-------- Dataset section --------

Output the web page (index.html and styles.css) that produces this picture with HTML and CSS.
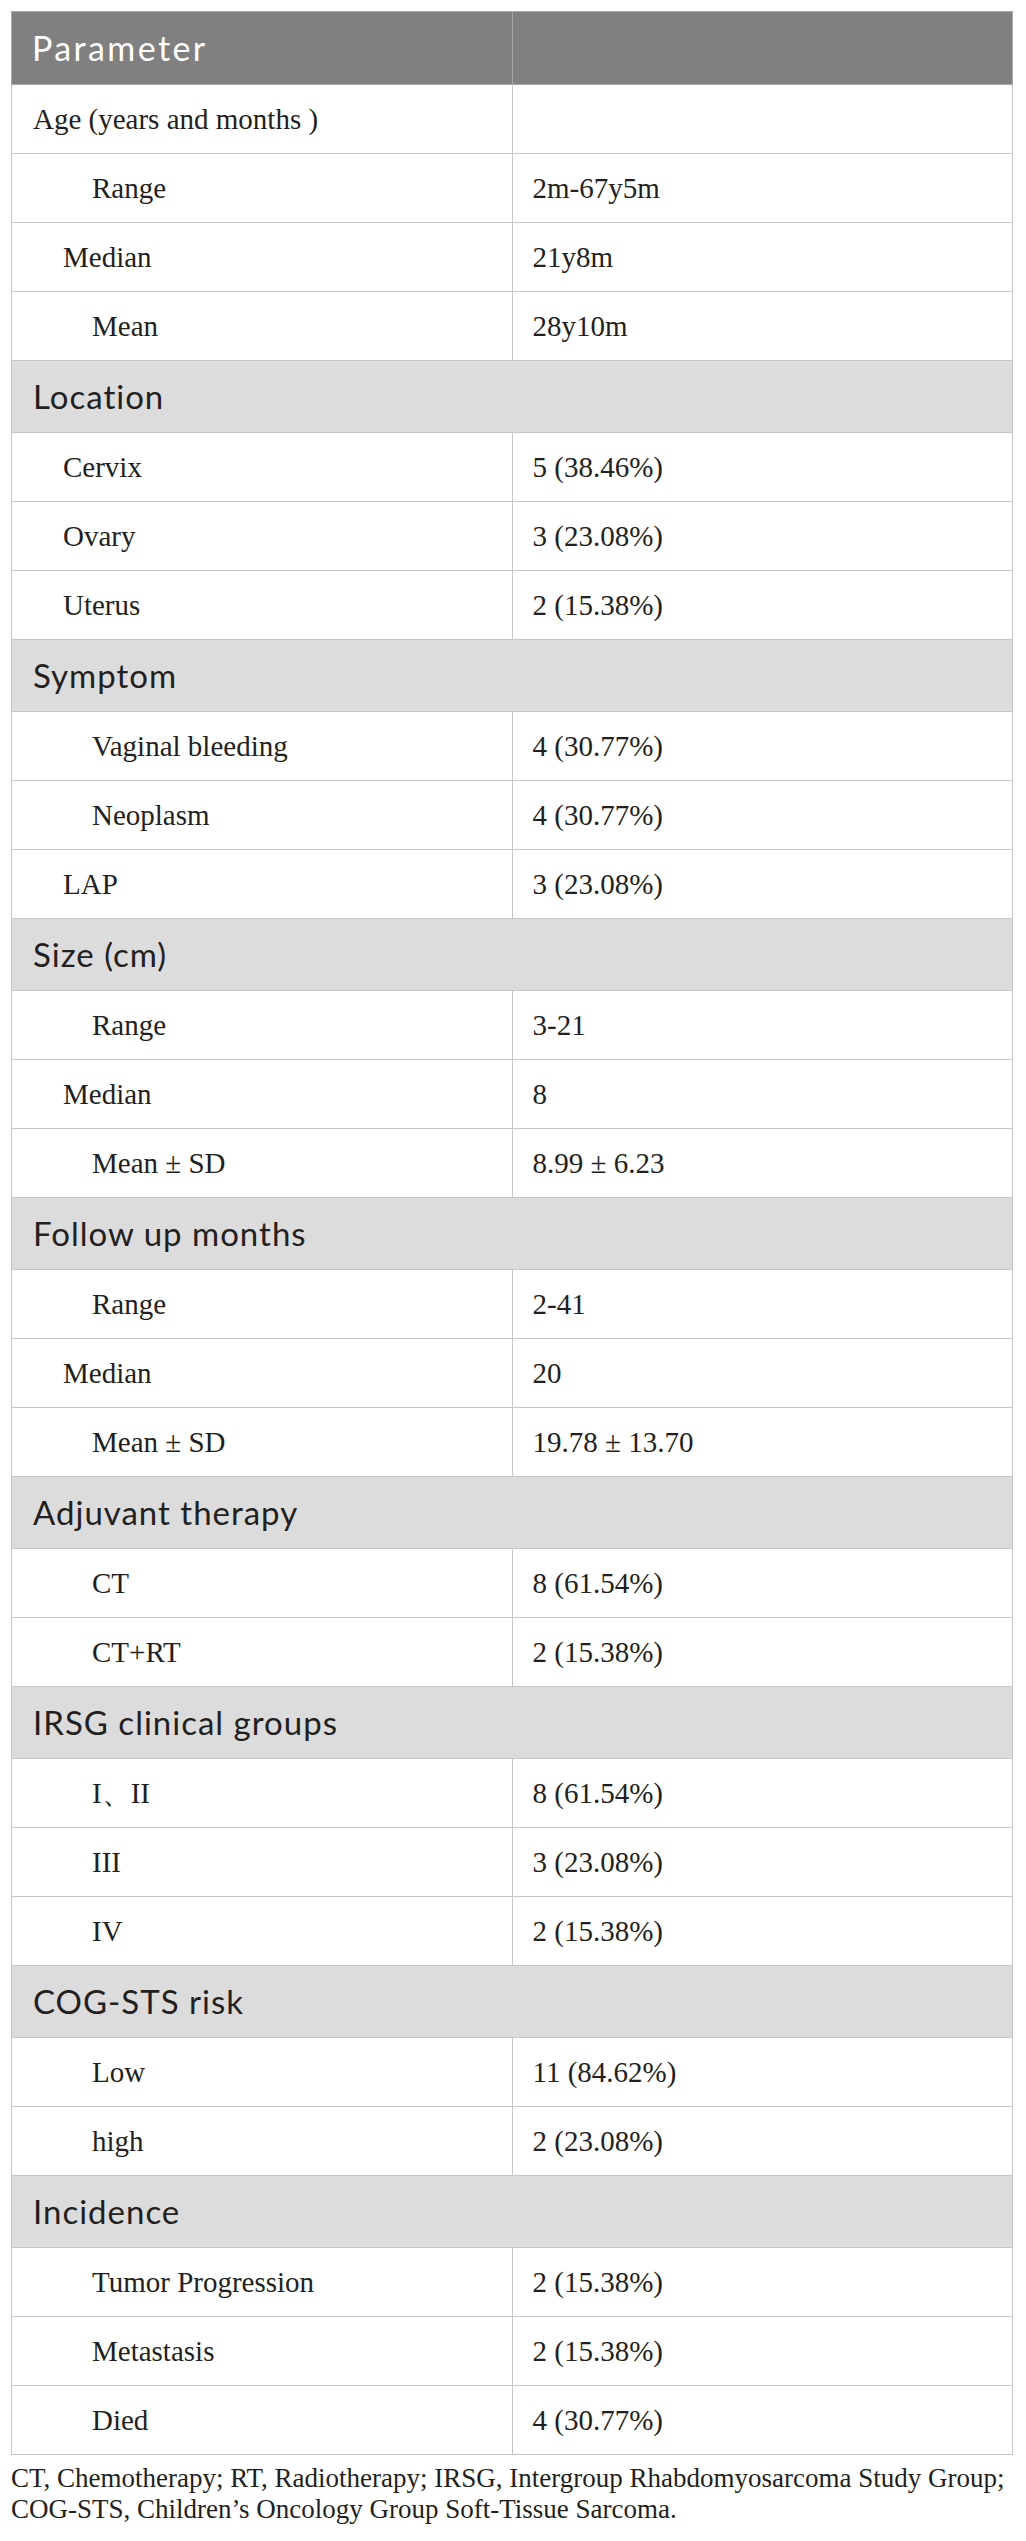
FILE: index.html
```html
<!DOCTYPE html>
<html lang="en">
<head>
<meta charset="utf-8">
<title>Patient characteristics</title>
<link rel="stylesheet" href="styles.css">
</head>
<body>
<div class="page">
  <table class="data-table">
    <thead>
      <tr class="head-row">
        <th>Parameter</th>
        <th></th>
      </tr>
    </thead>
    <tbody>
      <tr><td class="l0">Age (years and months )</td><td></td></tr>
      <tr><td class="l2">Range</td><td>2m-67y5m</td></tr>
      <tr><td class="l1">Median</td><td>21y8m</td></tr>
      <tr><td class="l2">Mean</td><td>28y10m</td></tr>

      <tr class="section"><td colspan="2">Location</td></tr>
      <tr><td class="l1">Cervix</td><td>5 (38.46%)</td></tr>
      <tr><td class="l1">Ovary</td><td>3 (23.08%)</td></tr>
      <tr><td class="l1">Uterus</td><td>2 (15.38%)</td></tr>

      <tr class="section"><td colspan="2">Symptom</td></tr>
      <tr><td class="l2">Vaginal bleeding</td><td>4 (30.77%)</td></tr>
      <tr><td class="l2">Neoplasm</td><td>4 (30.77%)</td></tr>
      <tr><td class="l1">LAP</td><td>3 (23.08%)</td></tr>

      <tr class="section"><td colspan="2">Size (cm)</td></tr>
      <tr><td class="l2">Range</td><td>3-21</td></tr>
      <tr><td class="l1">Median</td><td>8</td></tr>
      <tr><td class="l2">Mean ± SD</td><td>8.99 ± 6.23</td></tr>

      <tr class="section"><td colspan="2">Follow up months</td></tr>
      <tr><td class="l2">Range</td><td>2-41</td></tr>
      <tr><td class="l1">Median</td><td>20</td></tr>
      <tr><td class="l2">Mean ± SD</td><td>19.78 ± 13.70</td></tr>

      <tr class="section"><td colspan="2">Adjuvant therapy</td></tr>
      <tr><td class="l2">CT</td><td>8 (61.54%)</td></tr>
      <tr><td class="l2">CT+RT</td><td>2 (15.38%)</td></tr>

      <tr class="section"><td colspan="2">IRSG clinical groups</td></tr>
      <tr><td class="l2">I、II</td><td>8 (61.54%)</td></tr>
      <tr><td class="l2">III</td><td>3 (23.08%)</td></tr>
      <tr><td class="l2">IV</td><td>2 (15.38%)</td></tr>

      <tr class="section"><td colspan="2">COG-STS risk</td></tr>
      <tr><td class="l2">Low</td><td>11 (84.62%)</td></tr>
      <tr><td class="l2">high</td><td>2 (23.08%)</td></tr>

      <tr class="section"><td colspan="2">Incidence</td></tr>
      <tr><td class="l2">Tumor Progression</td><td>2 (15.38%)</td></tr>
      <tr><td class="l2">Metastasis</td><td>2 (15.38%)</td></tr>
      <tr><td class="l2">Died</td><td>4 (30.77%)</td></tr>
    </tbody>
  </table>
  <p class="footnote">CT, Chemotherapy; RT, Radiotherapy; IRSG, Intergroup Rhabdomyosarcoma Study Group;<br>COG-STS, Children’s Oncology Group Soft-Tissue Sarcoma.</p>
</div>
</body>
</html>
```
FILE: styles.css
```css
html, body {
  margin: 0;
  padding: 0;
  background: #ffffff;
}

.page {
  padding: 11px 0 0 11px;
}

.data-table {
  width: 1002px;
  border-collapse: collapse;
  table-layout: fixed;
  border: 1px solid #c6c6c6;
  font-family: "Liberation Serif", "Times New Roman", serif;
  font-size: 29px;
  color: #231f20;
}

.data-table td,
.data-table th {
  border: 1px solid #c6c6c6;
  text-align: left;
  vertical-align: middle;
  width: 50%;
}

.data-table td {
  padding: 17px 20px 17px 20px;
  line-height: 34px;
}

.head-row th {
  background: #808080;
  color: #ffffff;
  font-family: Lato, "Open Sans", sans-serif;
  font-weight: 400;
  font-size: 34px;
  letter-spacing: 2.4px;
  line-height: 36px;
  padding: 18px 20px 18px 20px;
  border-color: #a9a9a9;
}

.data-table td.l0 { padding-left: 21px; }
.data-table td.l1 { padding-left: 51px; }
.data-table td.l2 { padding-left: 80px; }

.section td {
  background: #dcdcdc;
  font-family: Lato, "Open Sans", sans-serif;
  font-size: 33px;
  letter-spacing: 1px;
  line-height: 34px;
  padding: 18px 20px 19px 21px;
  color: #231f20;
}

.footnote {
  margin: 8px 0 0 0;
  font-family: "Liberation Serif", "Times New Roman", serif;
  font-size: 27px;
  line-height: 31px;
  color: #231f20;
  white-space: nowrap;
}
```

--------

## Written task
Keep only the lines that hold the string "page", and copy them out.

## Solution
Output the web page (index.html and styles.css) that produces this picture with HTML and CSS.
<div class="page">
.page {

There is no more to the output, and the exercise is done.